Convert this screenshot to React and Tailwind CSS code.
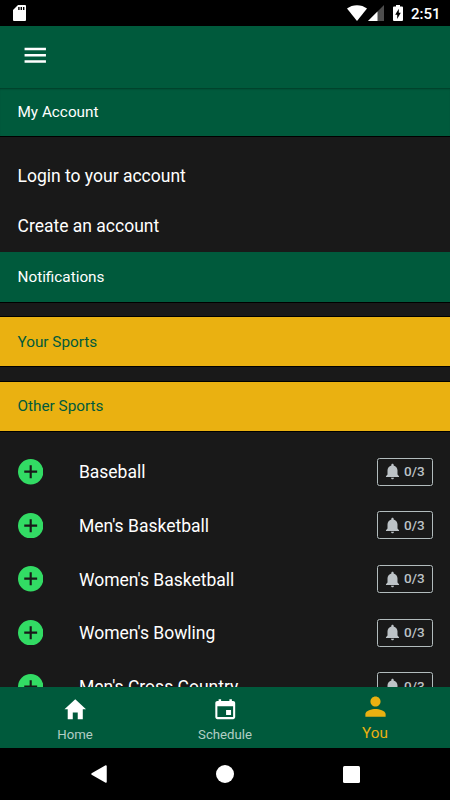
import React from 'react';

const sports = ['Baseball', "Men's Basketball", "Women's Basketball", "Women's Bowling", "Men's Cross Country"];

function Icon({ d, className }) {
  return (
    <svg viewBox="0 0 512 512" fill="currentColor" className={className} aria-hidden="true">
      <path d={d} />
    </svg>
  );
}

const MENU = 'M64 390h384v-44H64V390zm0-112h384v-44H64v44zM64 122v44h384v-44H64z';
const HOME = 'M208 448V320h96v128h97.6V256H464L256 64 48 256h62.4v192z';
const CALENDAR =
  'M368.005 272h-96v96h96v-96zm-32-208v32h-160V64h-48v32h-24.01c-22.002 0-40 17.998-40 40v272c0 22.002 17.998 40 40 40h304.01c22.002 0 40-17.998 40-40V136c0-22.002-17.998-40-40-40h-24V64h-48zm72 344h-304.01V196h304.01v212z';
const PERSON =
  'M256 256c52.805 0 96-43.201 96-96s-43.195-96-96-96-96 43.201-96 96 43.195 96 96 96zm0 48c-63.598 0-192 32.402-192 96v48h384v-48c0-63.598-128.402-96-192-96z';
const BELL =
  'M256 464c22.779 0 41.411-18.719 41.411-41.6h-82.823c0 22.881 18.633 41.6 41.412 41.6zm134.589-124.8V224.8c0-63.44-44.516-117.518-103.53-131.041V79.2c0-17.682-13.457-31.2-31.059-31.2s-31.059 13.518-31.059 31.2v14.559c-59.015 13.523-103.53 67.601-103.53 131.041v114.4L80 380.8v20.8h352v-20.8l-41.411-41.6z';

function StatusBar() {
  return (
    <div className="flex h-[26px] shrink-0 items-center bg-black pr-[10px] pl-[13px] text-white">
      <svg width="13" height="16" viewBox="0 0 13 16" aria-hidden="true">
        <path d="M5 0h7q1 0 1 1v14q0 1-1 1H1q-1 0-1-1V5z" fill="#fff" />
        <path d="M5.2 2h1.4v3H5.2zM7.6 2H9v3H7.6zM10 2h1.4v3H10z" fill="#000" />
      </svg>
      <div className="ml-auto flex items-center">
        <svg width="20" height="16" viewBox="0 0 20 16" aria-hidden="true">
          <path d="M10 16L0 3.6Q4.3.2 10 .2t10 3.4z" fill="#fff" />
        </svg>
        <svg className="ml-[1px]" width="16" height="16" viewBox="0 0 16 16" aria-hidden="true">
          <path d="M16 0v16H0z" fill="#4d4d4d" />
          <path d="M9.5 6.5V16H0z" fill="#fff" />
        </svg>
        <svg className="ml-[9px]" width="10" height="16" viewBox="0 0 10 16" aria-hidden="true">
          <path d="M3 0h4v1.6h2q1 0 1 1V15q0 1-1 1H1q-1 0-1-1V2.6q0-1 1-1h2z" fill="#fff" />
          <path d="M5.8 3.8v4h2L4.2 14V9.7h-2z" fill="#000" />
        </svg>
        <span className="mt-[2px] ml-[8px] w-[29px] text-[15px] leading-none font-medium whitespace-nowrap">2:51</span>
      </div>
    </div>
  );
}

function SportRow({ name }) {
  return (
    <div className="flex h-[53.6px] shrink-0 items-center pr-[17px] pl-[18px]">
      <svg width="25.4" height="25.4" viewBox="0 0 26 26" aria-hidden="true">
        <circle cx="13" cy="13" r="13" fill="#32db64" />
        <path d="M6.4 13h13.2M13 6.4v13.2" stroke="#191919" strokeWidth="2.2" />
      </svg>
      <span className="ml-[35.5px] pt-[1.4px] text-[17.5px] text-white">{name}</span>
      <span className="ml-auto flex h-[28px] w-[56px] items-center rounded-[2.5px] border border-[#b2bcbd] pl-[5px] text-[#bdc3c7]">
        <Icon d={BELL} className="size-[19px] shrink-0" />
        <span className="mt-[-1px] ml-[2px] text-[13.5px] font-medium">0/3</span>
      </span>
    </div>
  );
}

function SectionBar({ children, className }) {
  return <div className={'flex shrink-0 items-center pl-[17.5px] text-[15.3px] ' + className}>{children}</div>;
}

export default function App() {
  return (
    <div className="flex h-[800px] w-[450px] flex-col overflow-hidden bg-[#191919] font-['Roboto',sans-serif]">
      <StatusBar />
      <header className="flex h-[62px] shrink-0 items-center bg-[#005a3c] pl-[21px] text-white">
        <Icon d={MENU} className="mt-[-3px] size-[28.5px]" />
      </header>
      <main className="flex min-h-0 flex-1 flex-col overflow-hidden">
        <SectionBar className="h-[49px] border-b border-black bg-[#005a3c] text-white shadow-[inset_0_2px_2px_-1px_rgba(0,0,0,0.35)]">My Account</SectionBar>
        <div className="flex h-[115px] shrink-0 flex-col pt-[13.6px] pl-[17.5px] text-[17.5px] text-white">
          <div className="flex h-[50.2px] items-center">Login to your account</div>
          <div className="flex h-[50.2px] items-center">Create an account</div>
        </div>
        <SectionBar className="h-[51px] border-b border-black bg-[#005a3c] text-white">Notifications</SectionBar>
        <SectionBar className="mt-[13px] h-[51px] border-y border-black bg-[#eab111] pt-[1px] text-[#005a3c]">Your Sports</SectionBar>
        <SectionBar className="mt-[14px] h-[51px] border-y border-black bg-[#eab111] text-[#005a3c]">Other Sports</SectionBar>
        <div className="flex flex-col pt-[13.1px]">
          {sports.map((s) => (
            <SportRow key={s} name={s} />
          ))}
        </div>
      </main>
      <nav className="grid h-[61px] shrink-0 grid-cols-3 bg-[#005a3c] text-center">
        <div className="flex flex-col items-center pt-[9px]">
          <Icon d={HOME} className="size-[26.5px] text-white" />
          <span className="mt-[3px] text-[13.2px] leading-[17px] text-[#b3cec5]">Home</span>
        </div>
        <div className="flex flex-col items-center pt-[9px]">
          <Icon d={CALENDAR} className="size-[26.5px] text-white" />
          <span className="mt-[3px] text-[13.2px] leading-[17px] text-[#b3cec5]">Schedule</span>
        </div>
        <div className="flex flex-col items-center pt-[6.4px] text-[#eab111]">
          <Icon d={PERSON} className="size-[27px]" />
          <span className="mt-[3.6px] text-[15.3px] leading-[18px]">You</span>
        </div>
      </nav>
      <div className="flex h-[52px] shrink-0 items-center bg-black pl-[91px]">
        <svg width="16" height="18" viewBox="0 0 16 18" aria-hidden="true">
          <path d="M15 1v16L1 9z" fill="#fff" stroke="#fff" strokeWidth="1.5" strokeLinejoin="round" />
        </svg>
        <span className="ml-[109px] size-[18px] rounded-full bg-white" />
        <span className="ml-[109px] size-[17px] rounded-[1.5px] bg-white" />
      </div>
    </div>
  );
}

--------------------------------

WHAT TO WORK ON -> Go through the material above and print all of it exactly, except the pictures.

WORKED SOLUTION ->
Convert this screenshot to React and Tailwind CSS code.
import React from 'react';

const sports = ['Baseball', "Men's Basketball", "Women's Basketball", "Women's Bowling", "Men's Cross Country"];

function Icon({ d, className }) {
  return (
    <svg viewBox="0 0 512 512" fill="currentColor" className={className} aria-hidden="true">
      <path d={d} />
    </svg>
  );
}

const MENU = 'M64 390h384v-44H64V390zm0-112h384v-44H64v44zM64 122v44h384v-44H64z';
const HOME = 'M208 448V320h96v128h97.6V256H464L256 64 48 256h62.4v192z';
const CALENDAR =
  'M368.005 272h-96v96h96v-96zm-32-208v32h-160V64h-48v32h-24.01c-22.002 0-40 17.998-40 40v272c0 22.002 17.998 40 40 40h304.01c22.002 0 40-17.998 40-40V136c0-22.002-17.998-40-40-40h-24V64h-48zm72 344h-304.01V196h304.01v212z';
const PERSON =
  'M256 256c52.805 0 96-43.201 96-96s-43.195-96-96-96-96 43.201-96 96 43.195 96 96 96zm0 48c-63.598 0-192 32.402-192 96v48h384v-48c0-63.598-128.402-96-192-96z';
const BELL =
  'M256 464c22.779 0 41.411-18.719 41.411-41.6h-82.823c0 22.881 18.633 41.6 41.412 41.6zm134.589-124.8V224.8c0-63.44-44.516-117.518-103.53-131.041V79.2c0-17.682-13.457-31.2-31.059-31.2s-31.059 13.518-31.059 31.2v14.559c-59.015 13.523-103.53 67.601-103.53 131.041v114.4L80 380.8v20.8h352v-20.8l-41.411-41.6z';

function StatusBar() {
  return (
    <div className="flex h-[26px] shrink-0 items-center bg-black pr-[10px] pl-[13px] text-white">
      <svg width="13" height="16" viewBox="0 0 13 16" aria-hidden="true">
        <path d="M5 0h7q1 0 1 1v14q0 1-1 1H1q-1 0-1-1V5z" fill="#fff" />
        <path d="M5.2 2h1.4v3H5.2zM7.6 2H9v3H7.6zM10 2h1.4v3H10z" fill="#000" />
      </svg>
      <div className="ml-auto flex items-center">
        <svg width="20" height="16" viewBox="0 0 20 16" aria-hidden="true">
          <path d="M10 16L0 3.6Q4.3.2 10 .2t10 3.4z" fill="#fff" />
        </svg>
        <svg className="ml-[1px]" width="16" height="16" viewBox="0 0 16 16" aria-hidden="true">
          <path d="M16 0v16H0z" fill="#4d4d4d" />
          <path d="M9.5 6.5V16H0z" fill="#fff" />
        </svg>
        <svg className="ml-[9px]" width="10" height="16" viewBox="0 0 10 16" aria-hidden="true">
          <path d="M3 0h4v1.6h2q1 0 1 1V15q0 1-1 1H1q-1 0-1-1V2.6q0-1 1-1h2z" fill="#fff" />
          <path d="M5.8 3.8v4h2L4.2 14V9.7h-2z" fill="#000" />
        </svg>
        <span className="mt-[2px] ml-[8px] w-[29px] text-[15px] leading-none font-medium whitespace-nowrap">2:51</span>
      </div>
    </div>
  );
}

function SportRow({ name }) {
  return (
    <div className="flex h-[53.6px] shrink-0 items-center pr-[17px] pl-[18px]">
      <svg width="25.4" height="25.4" viewBox="0 0 26 26" aria-hidden="true">
        <circle cx="13" cy="13" r="13" fill="#32db64" />
        <path d="M6.4 13h13.2M13 6.4v13.2" stroke="#191919" strokeWidth="2.2" />
      </svg>
      <span className="ml-[35.5px] pt-[1.4px] text-[17.5px] text-white">{name}</span>
      <span className="ml-auto flex h-[28px] w-[56px] items-center rounded-[2.5px] border border-[#b2bcbd] pl-[5px] text-[#bdc3c7]">
        <Icon d={BELL} className="size-[19px] shrink-0" />
        <span className="mt-[-1px] ml-[2px] text-[13.5px] font-medium">0/3</span>
      </span>
    </div>
  );
}

function SectionBar({ children, className }) {
  return <div className={'flex shrink-0 items-center pl-[17.5px] text-[15.3px] ' + className}>{children}</div>;
}

export default function App() {
  return (
    <div className="flex h-[800px] w-[450px] flex-col overflow-hidden bg-[#191919] font-['Roboto',sans-serif]">
      <StatusBar />
      <header className="flex h-[62px] shrink-0 items-center bg-[#005a3c] pl-[21px] text-white">
        <Icon d={MENU} className="mt-[-3px] size-[28.5px]" />
      </header>
      <main className="flex min-h-0 flex-1 flex-col overflow-hidden">
        <SectionBar className="h-[49px] border-b border-black bg-[#005a3c] text-white shadow-[inset_0_2px_2px_-1px_rgba(0,0,0,0.35)]">My Account</SectionBar>
        <div className="flex h-[115px] shrink-0 flex-col pt-[13.6px] pl-[17.5px] text-[17.5px] text-white">
          <div className="flex h-[50.2px] items-center">Login to your account</div>
          <div className="flex h-[50.2px] items-center">Create an account</div>
        </div>
        <SectionBar className="h-[51px] border-b border-black bg-[#005a3c] text-white">Notifications</SectionBar>
        <SectionBar className="mt-[13px] h-[51px] border-y border-black bg-[#eab111] pt-[1px] text-[#005a3c]">Your Sports</SectionBar>
        <SectionBar className="mt-[14px] h-[51px] border-y border-black bg-[#eab111] text-[#005a3c]">Other Sports</SectionBar>
        <div className="flex flex-col pt-[13.1px]">
          {sports.map((s) => (
            <SportRow key={s} name={s} />
          ))}
        </div>
      </main>
      <nav className="grid h-[61px] shrink-0 grid-cols-3 bg-[#005a3c] text-center">
        <div className="flex flex-col items-center pt-[9px]">
          <Icon d={HOME} className="size-[26.5px] text-white" />
          <span className="mt-[3px] text-[13.2px] leading-[17px] text-[#b3cec5]">Home</span>
        </div>
        <div className="flex flex-col items-center pt-[9px]">
          <Icon d={CALENDAR} className="size-[26.5px] text-white" />
          <span className="mt-[3px] text-[13.2px] leading-[17px] text-[#b3cec5]">Schedule</span>
        </div>
        <div className="flex flex-col items-center pt-[6.4px] text-[#eab111]">
          <Icon d={PERSON} className="size-[27px]" />
          <span className="mt-[3.6px] text-[15.3px] leading-[18px]">You</span>
        </div>
      </nav>
      <div className="flex h-[52px] shrink-0 items-center bg-black pl-[91px]">
        <svg width="16" height="18" viewBox="0 0 16 18" aria-hidden="true">
          <path d="M15 1v16L1 9z" fill="#fff" stroke="#fff" strokeWidth="1.5" strokeLinejoin="round" />
        </svg>
        <span className="ml-[109px] size-[18px] rounded-full bg-white" />
        <span className="ml-[109px] size-[17px] rounded-[1.5px] bg-white" />
      </div>
    </div>
  );
}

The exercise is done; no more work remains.